Physical exercise increases blood flow to the brain, which improves focus, reduces anxiety, and boosts creativity. Even a brisk 15-minute walk between study sessions can clear mental fatigue.


6. Developing a Growth Mindset for Future Careers

The job market is shifting rapidly, and the global economy will look vastly different in the coming decades. To stay competitive, successful students look beyond the classroom. They use their free time to cultivate a growth mindset and acquire modern competencies.

Looking Toward the Horizon

Top students don’t just study to pass their current classes; they pay attention to the trends shaping the world. They know that fields like artificial intelligence, cloud infrastructure, and cybersecurity will define the job landscape. By building continuous learning habits early, they ensure they are ready to learn complex high-income skills down the road.

[The Success Triangle]
       Mindset (Growth & Focus)
        /                  \
       /                    \
 Habits (Routine & Sleep) --- Tools (Digital Workspaces)
  • Actionable Tip: Spend one hour every weekend exploring a skill outside your major. Take a free course on data analysis, watch tutorials on public speaking, or learn the basics of digital marketing. This habit of self-directed upskilling is the ultimate safety net for your future.

Conclusion: Small Habits, Massive Results

Becoming a successful student is not about radical changes overnight. It is about making a series of small, daily adjustments to your routine.
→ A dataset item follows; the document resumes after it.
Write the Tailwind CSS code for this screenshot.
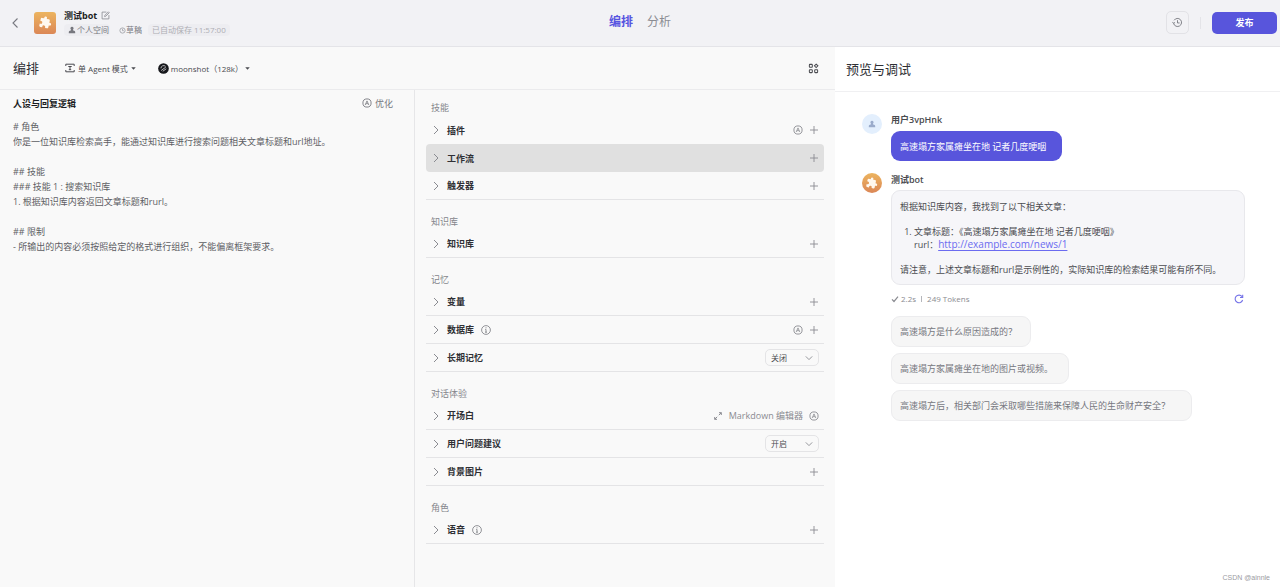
<!DOCTYPE html>
<html lang="zh-CN">
<head>
<meta charset="utf-8">
<meta name="viewport" content="width=device-width, initial-scale=1">
<title>测试bot - 编排</title>
<script src="https://cdn.jsdelivr.net/npm/@tailwindcss/browser@4"></script>
</head>
<body class="relative flex min-h-screen flex-col bg-white font-['Open_Sans','Noto_Sans_CJK_SC',sans-serif] text-[9px] leading-[15px] text-[#4a4b50]">
<svg class="hidden" aria-hidden="true">
  <symbol id="chev" viewBox="0 0 8 10"><path d="M2 1l4 4-4 4" fill="none" stroke="currentColor" stroke-width="1"/></symbol>
  <symbol id="down" viewBox="0 0 8 8"><path d="M.8 2.4L4 5.6l3.2-3.2" fill="none" stroke="currentColor" stroke-width=".9"/></symbol>
  <symbol id="plus" viewBox="0 0 10 10"><path d="M5 1v8M1 5h8" fill="none" stroke="currentColor" stroke-width=".9"/></symbol>
  <symbol id="auto" viewBox="0 0 10 10"><circle cx="5" cy="5" r="4.1" fill="none" stroke="currentColor" stroke-width=".9"/><path d="M3.2 7L5 2.9 6.8 7M3.9 5.7h2.2" fill="none" stroke="currentColor" stroke-width=".8"/></symbol>
  <symbol id="info" viewBox="0 0 10 10"><circle cx="5" cy="5" r="4.4" fill="none" stroke="currentColor" stroke-width=".8"/><path d="M5 2.3v1M4.2 4.4H5v2.8M4 7.2h2" fill="none" stroke="currentColor" stroke-width=".8"/></symbol>
  <symbol id="caret" viewBox="0 0 6 4"><path d="M0 .3h6L3 3.700z" fill="currentColor"/></symbol>
  <symbol id="puzzle" viewBox="0 0 24 24"><path fill="currentColor" d="M20.5 11H19V7c0-1.100-.9-2-2-2h-4V3.500a2.500 2.500 0 0 0-5 0V5H4c-1.100 0-2 .9-2 2v3.800h1.500a2.700 2.700 0 0 1 0 5.400H2V20c0 1.100.9 2 2 2h3.800v-1.500a2.700 2.700 0 0 1 5.400 0V22H17c1.100 0 2-.9 2-2v-4h1.500a2.500 2.500 0 0 0 0-5z"/></symbol>
  <symbol id="person" viewBox="0 0 10 10"><path fill="currentColor" d="M5 1a2 2 0 0 1 1.300 3.500L6.500 5.500c1.600.2 2.500.9 2.500 2.300V9H1V7.800C1 6.400 1.900 5.700 3.500 5.500l.2-1A2 2 0 0 1 5 1z"/></symbol>
</svg>

<header class="grid h-[47px] shrink-0 grid-cols-[1fr_auto_1fr] items-center border-b border-[#e4e4e8] bg-[#f2f2f5] px-[3px] pb-px">
  <div class="flex items-center pl-2">
    <button type="button" aria-label="返回" class="text-[#77787f]"><svg class="h-3 w-2" viewBox="0 0 8 12"><path d="M6.500 1.500L2 6l4.500 4.500" fill="none" stroke="currentColor" stroke-width="1.100"/></svg></button>
    <span class="ml-[15px] flex size-[22px] items-center justify-center rounded-[3px] bg-linear-to-b from-[#ecb45f] to-[#db8756] text-[#fff8ef]"><svg class="size-[13px] rotate-12"><use href="#puzzle"/></svg></span>
    <div class="ml-2 flex flex-col">
      <div class="flex h-[14px] items-center gap-1 text-[#1c1d23]">
        <h1 class="font-bold">测试bot</h1>
        <button type="button" aria-label="编辑名称" class="text-[#8a8b91]"><svg class="size-[9px]" viewBox="0 0 10 10" fill="none" stroke="currentColor" stroke-width=".9"><path d="M6 1.200H1.200v7.600h7.600V4.500M4 6.200l.3-1.400L8.200.9l1 1-3.900 3.900z"/></svg></button>
      </div>
      <div class="mt-px flex h-[14px] items-center text-[8px] leading-3 text-[#77787f]">
        <span class="flex items-center gap-px rounded-sm bg-[#ededf1] pr-px pl-1"><svg class="size-2"><use href="#person"/></svg>个人空间</span>
        <span class="ml-[9px] flex items-center"><svg class="size-[7px] text-[#a4a5ab]" viewBox="0 0 8 8" fill="none" stroke="currentColor"><circle cx="4" cy="4" r="3"/><path d="M4 2v2.200h1.500"/></svg>草稿</span>
        <span class="ml-[6px] rounded-sm bg-[#ededf1] px-1 text-[#adaeb4]">已自动保存 11:57:00</span>
      </div>
    </div>
  </div>
  <nav class="flex items-center gap-[14px] pb-[2px] text-xs leading-5">
    <a href="#build" class="font-bold text-[#5754e0]">编排</a>
    <a href="#analysis" class="text-[#8b8c92]">分析</a>
  </nav>
  <div class="flex items-center justify-end">
    <button type="button" aria-label="历史版本" class="flex size-[23px] items-center justify-center rounded-[5px] border border-[#e2e2e6] text-[#77787f]"><svg class="size-[11px]" viewBox="0 0 12 12" fill="none" stroke="currentColor" stroke-width="1"><path d="M1.800 7.200A4.400 4.400 0 1 0 2.300 3.600M.6 5.400l1.100 1.700 1.600-1.200M6 3.500v3h2.300"/></svg></button>
    <span class="mx-[11px] h-3 w-px bg-[#e4e4e8]"></span>
    <button type="button" class="h-[22px] w-[65px] rounded-[5px] bg-[#5855dc] font-bold text-white">发布</button>
  </div>
</header>

<div class="grid grow grid-cols-[835fr_445fr]">
  <main id="build" class="flex min-w-0 flex-col bg-[#f9f9f9]">
    <div class="flex h-[43px] shrink-0 items-center border-b border-[#ebebed] pr-4 pl-[13px]">
      <h2 class="text-[13px] leading-5 text-[#2f3035]">编排</h2>
      <button type="button" class="ml-[26px] flex items-center gap-[3px] text-[8px]"><svg class="size-[10px]" viewBox="0 0 10 10" fill="none" stroke="currentColor" stroke-width="1"><path d="M.8 3V1.200h8.400V3M.8 7v1.800h8.400V7M3.300 3.500h3.400M5 3.500v3.200M3.800 6.700h2.400"/></svg>单 Agent 模式<svg class="h-[3px] w-[5px]"><use href="#caret"/></svg></button>
      <button type="button" class="ml-[22px] flex items-center gap-[2px] text-[8px]"><svg class="size-[11px]" viewBox="0 0 12 12"><circle cx="6" cy="6" r="5.800" fill="#17181c"/><path d="M3.200 5.800a3 3 0 0 1 5-2.200M3.500 8.200l5-3.700M5.200 9l3.800-2.700" fill="none" stroke="#d9d9dc" stroke-width=".9"/></svg><span>moonshot（128k）</span><svg class="h-[3px] w-[5px]"><use href="#caret"/></svg></button>
      <button type="button" aria-label="布局" class="ml-auto text-[#4a4b50]"><svg class="size-[11px]" viewBox="0 0 12 12" fill="none" stroke="currentColor" stroke-width="1.100"><rect x="1.500" y="1.500" width="3.200" height="3.200" rx=".6"/><path d="M8.900 1.200l1.900 1.900L8.900 5 7 3.100z"/><rect x="1.500" y="7.300" width="3.200" height="3.200" rx=".6"/><rect x="7.300" y="7.300" width="3.200" height="3.200" rx=".6"/></svg></button>
    </div>
    <div class="grid grow grid-cols-[415fr_420fr]">
      <section class="flex flex-col border-r border-[#e6e6e8] pl-[13px]">
        <div class="flex h-[26px] items-center justify-between pr-[21px]">
          <label for="prompt" class="font-bold text-[#1c1d23]">人设与回复逻辑</label>
          <button type="button" class="flex items-center gap-[3px] text-[#77787f]"><svg class="size-[10px]"><use href="#auto"/></svg>优化</button>
        </div>
        <textarea id="prompt" class="mt-[3px] w-full grow resize-none bg-transparent text-[#5d5e64] outline-none">
# 角色
你是一位知识库检索高手，能通过知识库进行搜索问题相关文章标题和url地址。

## 技能
### 技能 1 : 搜索知识库
1. 根据知识库内容返回文章标题和rurl。

## 限制
- 所输出的内容必须按照给定的格式进行组织，不能偏离框架要求。</textarea>
      </section>

      <div class="flex flex-col px-[11px] text-[#8a8b91]">
        <section class="pt-[10px]">
          <h3 class="h-4 pl-[5px] leading-4 text-[#85868c]">技能</h3>
          <div class="flex h-7 items-center px-[5px]">
            <button type="button" class="flex items-center gap-[7px] font-bold text-[#2f3035]"><svg class="ml-px h-[10px] w-2 text-[#8a8b91]"><use href="#chev"/></svg>插件</button>
            <button type="button" aria-label="自动添加插件" class="ml-auto"><svg class="size-[10px]"><use href="#auto"/></svg></button>
            <button type="button" aria-label="添加插件" class="ml-[6px]"><svg class="size-[10px]"><use href="#plus"/></svg></button>
          </div>
          <div class="flex h-7 items-center rounded-sm bg-[#e0e0e0] px-[5px]">
            <button type="button" class="flex items-center gap-[7px] font-bold text-[#2f3035]"><svg class="ml-px h-[10px] w-2 text-[#8a8b91]"><use href="#chev"/></svg>工作流</button>
            <button type="button" aria-label="添加工作流" class="ml-auto"><svg class="size-[10px]"><use href="#plus"/></svg></button>
          </div>
          <div class="flex h-7 items-center border-b border-[#e4e4e6] px-[5px]">
            <button type="button" class="flex items-center gap-[7px] font-bold text-[#2f3035]"><svg class="ml-px h-[10px] w-2 text-[#8a8b91]"><use href="#chev"/></svg>触发器</button>
            <button type="button" aria-label="添加触发器" class="ml-auto"><svg class="size-[10px]"><use href="#plus"/></svg></button>
          </div>
        </section>
        <section class="pt-[14px]">
          <h3 class="h-4 pl-[5px] leading-4 text-[#85868c]">知识库</h3>
          <div class="flex h-7 items-center border-b border-[#e4e4e6] px-[5px]">
            <button type="button" class="flex items-center gap-[7px] font-bold text-[#2f3035]"><svg class="ml-px h-[10px] w-2 text-[#8a8b91]"><use href="#chev"/></svg>知识库</button>
            <button type="button" aria-label="添加知识库" class="ml-auto"><svg class="size-[10px]"><use href="#plus"/></svg></button>
          </div>
        </section>
        <section class="pt-[14px]">
          <h3 class="h-4 pl-[5px] leading-4 text-[#85868c]">记忆</h3>
          <div class="flex h-7 items-center border-b border-[#e4e4e6] px-[5px]">
            <button type="button" class="flex items-center gap-[7px] font-bold text-[#2f3035]"><svg class="ml-px h-[10px] w-2 text-[#8a8b91]"><use href="#chev"/></svg>变量</button>
            <button type="button" aria-label="添加变量" class="ml-auto"><svg class="size-[10px]"><use href="#plus"/></svg></button>
          </div>
          <div class="flex h-7 items-center border-b border-[#e4e4e6] px-[5px]">
            <button type="button" class="flex items-center gap-[7px] font-bold text-[#2f3035]"><svg class="ml-px h-[10px] w-2 text-[#8a8b91]"><use href="#chev"/></svg>数据库<svg class="size-[10px] text-[#77787f]"><use href="#info"/></svg></button>
            <button type="button" aria-label="自动添加数据库" class="ml-auto"><svg class="size-[10px]"><use href="#auto"/></svg></button>
            <button type="button" aria-label="添加数据库" class="ml-[6px]"><svg class="size-[10px]"><use href="#plus"/></svg></button>
          </div>
          <div class="flex h-7 items-center border-b border-[#e4e4e6] px-[5px]">
            <button type="button" class="flex items-center gap-[7px] font-bold text-[#2f3035]"><svg class="ml-px h-[10px] w-2 text-[#8a8b91]"><use href="#chev"/></svg>长期记忆</button>
            <span class="relative ml-auto flex items-center">
              <select aria-label="长期记忆" class="h-[17px] w-[54px] appearance-none rounded-[5px] border border-[#e4e4e6] pl-[5px] text-[8px] text-[#4a4b50]"><option>关闭</option><option>开启</option></select>
              <svg class="pointer-events-none absolute right-[6px] size-2"><use href="#down"/></svg>
            </span>
          </div>
        </section>
        <section class="pt-[14px]">
          <h3 class="h-4 pl-[5px] leading-4 text-[#85868c]">对话体验</h3>
          <div class="flex h-7 items-center border-b border-[#e4e4e6] px-[5px]">
            <button type="button" class="flex items-center gap-[7px] font-bold text-[#2f3035]"><svg class="ml-px h-[10px] w-2 text-[#8a8b91]"><use href="#chev"/></svg>开场白</button>
            <button type="button" class="ml-auto flex items-center gap-[7px]"><svg class="size-2" viewBox="0 0 8 8" fill="none" stroke="currentColor" stroke-width="1"><path d="M5 .7h2.300V3M7.300.7L4.800 3.200M.7 5v2.300H3M.7 7.300l2.500-2.500"/></svg>Markdown 编辑器</button>
            <button type="button" aria-label="自动生成开场白" class="ml-[6px]"><svg class="size-[10px]"><use href="#auto"/></svg></button>
          </div>
          <div class="flex h-7 items-center border-b border-[#e4e4e6] px-[5px]">
            <button type="button" class="flex items-center gap-[7px] font-bold text-[#2f3035]"><svg class="ml-px h-[10px] w-2 text-[#8a8b91]"><use href="#chev"/></svg>用户问题建议</button>
            <span class="relative ml-auto flex items-center">
              <select aria-label="用户问题建议" class="h-[17px] w-[54px] appearance-none rounded-[5px] border border-[#e4e4e6] pl-[5px] text-[8px] text-[#4a4b50]"><option>开启</option><option>关闭</option></select>
              <svg class="pointer-events-none absolute right-[6px] size-2"><use href="#down"/></svg>
            </span>
          </div>
          <div class="flex h-7 items-center border-b border-[#e4e4e6] px-[5px]">
            <button type="button" class="flex items-center gap-[7px] font-bold text-[#2f3035]"><svg class="ml-px h-[10px] w-2 text-[#8a8b91]"><use href="#chev"/></svg>背景图片</button>
            <button type="button" aria-label="添加背景图片" class="ml-auto"><svg class="size-[10px]"><use href="#plus"/></svg></button>
          </div>
        </section>
        <section class="pt-[14px]">
          <h3 class="h-4 pl-[5px] leading-4 text-[#85868c]">角色</h3>
          <div class="flex h-7 items-center border-b border-[#e4e4e6] px-[5px]">
            <button type="button" class="flex items-center gap-[7px] font-bold text-[#2f3035]"><svg class="ml-px h-[10px] w-2 text-[#8a8b91]"><use href="#chev"/></svg>语音<svg class="size-[10px] text-[#77787f]"><use href="#info"/></svg></button>
            <button type="button" aria-label="添加语音" class="ml-auto"><svg class="size-[10px]"><use href="#plus"/></svg></button>
          </div>
        </section>
      </div>
    </div>
  </main>

  <aside class="flex min-w-0 flex-col bg-white">
    <h2 class="h-[45px] border-b border-[#f0f0f2] pl-[11px] text-[13px] leading-[44px] text-[#2f3035]">预览与调试</h2>
    <div class="flex flex-col pt-5 pr-[35px] pl-[27px]">
      <article class="flex gap-[9px]">
        <span class="mt-[2px] flex size-5 shrink-0 items-center justify-center rounded-full bg-[#e3effd] text-[#9aabcb]"><svg class="size-2"><use href="#person"/></svg></span>
        <div>
          <h4 class="font-semibold">用户3vpHnk</h4>
          <p class="mt-1 flex h-[30px] w-[171px] items-center rounded-[9px] bg-[#5855dc] pl-[9px] text-white">高速塌方家属瘫坐在地 记者几度哽咽</p>
        </div>
      </article>
      <article class="mt-[11px] flex gap-[9px]">
        <span class="mt-px flex size-5 shrink-0 items-center justify-center rounded-full bg-linear-to-b from-[#ecb45f] to-[#db8756] text-[#fff8ef]"><svg class="size-3 rotate-12"><use href="#puzzle"/></svg></span>
        <div class="grow">
          <h4 class="font-semibold">测试bot</h4>
          <div class="mt-[3px] rounded-[9px] border border-[#e8e8ec] bg-[#f6f6f9] px-2 pt-[9px] pb-2 leading-[13px]">
            <p>根据知识库内容，我找到了以下相关文章：</p>
            <ol class="my-3 list-decimal pl-[14px]">
              <li>文章标题：《高速塌方家属瘫坐在地 记者几度哽咽》<br>rurl：<a href="http://example.com/news/1" class="text-[10px] text-[#6b6bf0] underline underline-offset-2">http://example.com/news/1</a></li>
            </ol>
            <p>请注意，上述文章标题和rurl是示例性的，实际知识库的检索结果可能有所不同。</p>
          </div>
          <div class="mt-[6px] flex items-center text-[8px] text-[#8a8b91]">
            <svg class="size-2" viewBox="0 0 8 8"><path d="M1 4.300L3 6.500 7 1.700" fill="none" stroke="currentColor" stroke-width="1.200"/></svg>
            <span class="ml-[2px]">2.2s</span>
            <span class="mx-[5px] h-[6px] w-px bg-[#b5b6bb]"></span>
            <span>249 Tokens</span>
            <button type="button" aria-label="重新生成" class="mr-px ml-auto text-[#7472e8]"><svg class="size-[10px]" viewBox="0 0 10 10" fill="none" stroke="currentColor" stroke-width="1.100"><path d="M8.600 6A3.800 3.800 0 1 1 8 2.700M8.700.8v2.700H6"/></svg></button>
          </div>
          <div class="mt-[10px] flex flex-col items-start gap-[6px] text-[#77787f]">
            <button type="button" class="h-[31px] w-[140px] rounded-[9px] border border-[#ececee] bg-[#f6f6f6] pl-2 text-left">高速塌方是什么原因造成的？</button>
            <button type="button" class="h-[31px] w-[178px] rounded-[9px] border border-[#ececee] bg-[#f6f6f6] pl-2 text-left">高速塌方家属瘫坐在地的图片或视频。</button>
            <button type="button" class="h-[31px] w-[301px] rounded-[9px] border border-[#ececee] bg-[#f6f6f6] pl-2 text-left">高速塌方后，相关部门会采取哪些措施来保障人民的生命财产安全？</button>
          </div>
        </div>
      </article>
    </div>
  </aside>
</div>
<span class="absolute right-[10px] bottom-[3px] font-['Liberation_Sans',sans-serif] text-[7px] leading-3 text-[#9b9b9f]">CSDN @ainnle</span>
</body>
</html>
By waking up intentionally, mastering your time through the Pomodoro technique, choosing active learning over passive highlighting, and keeping your digital life organized, you build an unstoppable momentum.

These habits will help you achieve top grades today, but more importantly, they will transform you into an adaptable, disciplined professional ready to conquer the changing world of tomorrow. Start with just one habit today, master it, and watch your entire life upgrade.


Frequently Asked Questions (FAQs)

Q1: I have been a passive learner for years. How do I transition to active learning without feeling overwhelmed?

A1: Start incredibly small. Don’t try to change how you study for every single class at once. Pick your hardest subject next week, and commit to spending just 10 minutes testing yourself with flashcards or blank-sheet recall instead of highlighting. Once you see how much faster you remember the details, apply it to other subjects.

Q2: What should I do if my friends do not respect my study boundaries?

A2: Communication is key. Let your friends know your schedule ahead of time. Instead of saying, “I can’t hang out because I have to study,” try saying, “I am doing an intense focus block from 2:00 PM to 4:00 PM, but I would love to grab coffee or hang out right after!” This shows them that you value your goals and your friendship.

Q3: How do digital organization skills help me in my future career?

A3: Modern corporate environments rely on remote teamwork, shared cloud folders, and digital project management software. If you already know how to keep your files organized, name documents professionally, and manage your calendar digitally as a student, you will require far less training and stand out immediately to employers.

Q4: Is it ever okay to pull an all-nighter if I am completely desperate?

A4: While almost every student does it at least once, it is highly counterproductive. Driving your brain through an exam on zero sleep severely reduces your logical reasoning and critical thinking skills. It is almost always better to get 5 or 6 hours of sleep so your brain can function, even if you didn’t finish reading the last chapter.

Q5: How can I stay motivated to keep up these daily habits when I am tired?

A5: Don’t rely on motivation; rely on your environment. Motivation comes and goes based on your mood, but habits keep you moving forward automatically. Set up your study space the night before, keep your distractions out of reach, and remind yourself why you are studying—whether it is to land your dream career or to master a valuable new skill.